Search the listing below for the word "index" and copy each line that holds it.

### Material provided
━━━━━━━━━━━━━━━━━━━━
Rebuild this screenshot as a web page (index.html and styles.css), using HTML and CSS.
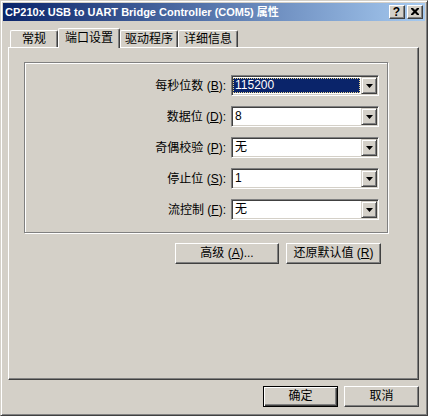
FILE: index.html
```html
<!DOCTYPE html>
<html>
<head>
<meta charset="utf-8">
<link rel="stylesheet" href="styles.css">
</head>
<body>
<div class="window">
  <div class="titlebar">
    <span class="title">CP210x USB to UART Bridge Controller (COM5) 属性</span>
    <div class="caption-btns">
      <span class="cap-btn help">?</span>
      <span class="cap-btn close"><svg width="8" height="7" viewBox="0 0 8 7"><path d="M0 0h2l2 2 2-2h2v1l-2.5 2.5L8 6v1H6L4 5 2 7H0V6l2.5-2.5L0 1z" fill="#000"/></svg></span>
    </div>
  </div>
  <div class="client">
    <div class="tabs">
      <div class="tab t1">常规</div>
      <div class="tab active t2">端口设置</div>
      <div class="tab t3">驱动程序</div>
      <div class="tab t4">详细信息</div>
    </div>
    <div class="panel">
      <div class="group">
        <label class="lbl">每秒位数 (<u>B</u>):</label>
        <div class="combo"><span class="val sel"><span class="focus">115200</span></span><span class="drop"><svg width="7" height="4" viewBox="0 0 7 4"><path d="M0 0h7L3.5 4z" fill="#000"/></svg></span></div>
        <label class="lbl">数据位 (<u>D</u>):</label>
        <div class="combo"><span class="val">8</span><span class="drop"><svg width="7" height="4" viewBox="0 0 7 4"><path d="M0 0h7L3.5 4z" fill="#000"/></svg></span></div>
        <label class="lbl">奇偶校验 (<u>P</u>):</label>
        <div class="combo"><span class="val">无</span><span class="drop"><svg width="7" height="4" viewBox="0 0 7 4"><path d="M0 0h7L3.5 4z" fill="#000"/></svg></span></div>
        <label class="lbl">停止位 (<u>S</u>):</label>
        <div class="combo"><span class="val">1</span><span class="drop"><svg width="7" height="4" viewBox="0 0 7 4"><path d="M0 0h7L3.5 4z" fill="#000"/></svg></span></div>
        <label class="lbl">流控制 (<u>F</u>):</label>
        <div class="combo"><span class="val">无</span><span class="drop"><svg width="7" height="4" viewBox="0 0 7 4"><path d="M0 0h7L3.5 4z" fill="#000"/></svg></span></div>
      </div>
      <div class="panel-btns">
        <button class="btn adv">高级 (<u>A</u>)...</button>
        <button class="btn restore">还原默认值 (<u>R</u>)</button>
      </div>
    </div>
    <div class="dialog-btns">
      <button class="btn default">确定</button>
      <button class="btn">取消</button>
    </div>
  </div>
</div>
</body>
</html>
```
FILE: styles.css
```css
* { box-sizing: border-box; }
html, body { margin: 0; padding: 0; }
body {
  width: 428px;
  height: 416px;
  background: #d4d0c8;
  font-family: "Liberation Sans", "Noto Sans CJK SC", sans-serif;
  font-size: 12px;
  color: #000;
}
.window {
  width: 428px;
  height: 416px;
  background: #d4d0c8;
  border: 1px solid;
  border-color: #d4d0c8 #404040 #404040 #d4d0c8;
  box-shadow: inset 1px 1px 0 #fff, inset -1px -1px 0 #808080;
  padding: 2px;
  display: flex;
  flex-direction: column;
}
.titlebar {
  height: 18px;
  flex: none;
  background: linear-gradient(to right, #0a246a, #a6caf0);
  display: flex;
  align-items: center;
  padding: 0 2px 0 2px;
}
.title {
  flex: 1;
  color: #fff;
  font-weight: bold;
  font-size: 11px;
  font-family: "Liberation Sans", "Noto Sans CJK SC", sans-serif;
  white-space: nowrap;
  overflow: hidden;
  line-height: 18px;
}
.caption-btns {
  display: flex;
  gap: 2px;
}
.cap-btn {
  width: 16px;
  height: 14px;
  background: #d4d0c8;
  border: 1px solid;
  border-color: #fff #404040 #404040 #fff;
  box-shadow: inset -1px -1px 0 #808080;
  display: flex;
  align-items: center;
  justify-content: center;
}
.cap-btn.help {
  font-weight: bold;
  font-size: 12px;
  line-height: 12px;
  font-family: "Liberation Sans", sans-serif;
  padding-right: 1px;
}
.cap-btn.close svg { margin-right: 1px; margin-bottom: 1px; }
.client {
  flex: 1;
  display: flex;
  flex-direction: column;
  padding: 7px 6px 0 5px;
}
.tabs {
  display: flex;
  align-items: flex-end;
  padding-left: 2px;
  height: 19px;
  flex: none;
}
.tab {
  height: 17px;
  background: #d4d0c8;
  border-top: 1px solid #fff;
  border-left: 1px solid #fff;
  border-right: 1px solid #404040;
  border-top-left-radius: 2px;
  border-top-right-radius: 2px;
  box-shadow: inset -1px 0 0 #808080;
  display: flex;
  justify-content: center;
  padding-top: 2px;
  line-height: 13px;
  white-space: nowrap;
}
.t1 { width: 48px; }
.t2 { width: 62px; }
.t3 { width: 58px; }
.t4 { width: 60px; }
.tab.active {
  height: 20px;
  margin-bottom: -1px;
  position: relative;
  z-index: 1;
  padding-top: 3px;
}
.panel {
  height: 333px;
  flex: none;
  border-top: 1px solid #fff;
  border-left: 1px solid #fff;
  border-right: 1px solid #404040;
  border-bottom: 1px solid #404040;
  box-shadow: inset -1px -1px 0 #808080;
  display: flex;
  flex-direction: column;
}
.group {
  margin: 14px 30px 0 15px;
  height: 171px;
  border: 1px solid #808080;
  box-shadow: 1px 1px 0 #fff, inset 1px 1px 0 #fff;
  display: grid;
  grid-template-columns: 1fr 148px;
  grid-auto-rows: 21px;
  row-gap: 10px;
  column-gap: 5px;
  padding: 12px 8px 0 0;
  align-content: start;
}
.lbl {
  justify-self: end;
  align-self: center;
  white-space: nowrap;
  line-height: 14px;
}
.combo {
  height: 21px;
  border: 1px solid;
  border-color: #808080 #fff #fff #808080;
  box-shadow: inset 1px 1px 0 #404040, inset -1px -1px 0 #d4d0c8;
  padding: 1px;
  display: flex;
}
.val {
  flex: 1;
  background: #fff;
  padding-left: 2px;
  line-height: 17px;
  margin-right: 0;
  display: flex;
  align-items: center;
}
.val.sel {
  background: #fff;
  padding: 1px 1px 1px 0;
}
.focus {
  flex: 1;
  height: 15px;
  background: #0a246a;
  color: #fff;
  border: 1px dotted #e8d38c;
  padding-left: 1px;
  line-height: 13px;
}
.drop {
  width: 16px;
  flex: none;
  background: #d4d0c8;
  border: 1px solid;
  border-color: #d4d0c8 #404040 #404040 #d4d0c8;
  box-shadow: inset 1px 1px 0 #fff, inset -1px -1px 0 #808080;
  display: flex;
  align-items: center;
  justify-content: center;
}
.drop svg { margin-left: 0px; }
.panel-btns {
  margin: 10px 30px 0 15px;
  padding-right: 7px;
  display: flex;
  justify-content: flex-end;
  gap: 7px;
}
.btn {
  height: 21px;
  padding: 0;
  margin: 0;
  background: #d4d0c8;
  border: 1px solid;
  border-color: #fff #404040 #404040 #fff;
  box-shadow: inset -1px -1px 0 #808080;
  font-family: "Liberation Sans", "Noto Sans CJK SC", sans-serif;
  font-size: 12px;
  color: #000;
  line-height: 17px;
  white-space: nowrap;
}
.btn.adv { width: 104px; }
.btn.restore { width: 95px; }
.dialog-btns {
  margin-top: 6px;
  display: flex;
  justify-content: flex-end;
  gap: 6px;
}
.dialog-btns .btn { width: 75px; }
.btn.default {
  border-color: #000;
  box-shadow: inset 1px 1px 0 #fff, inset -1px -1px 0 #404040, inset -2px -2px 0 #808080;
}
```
━━━━━━━━━━━━━━━━━━━━
### Exercise output
Rebuild this screenshot as a web page (index.html and styles.css), using HTML and CSS.
FILE: index.html
  z-index: 1;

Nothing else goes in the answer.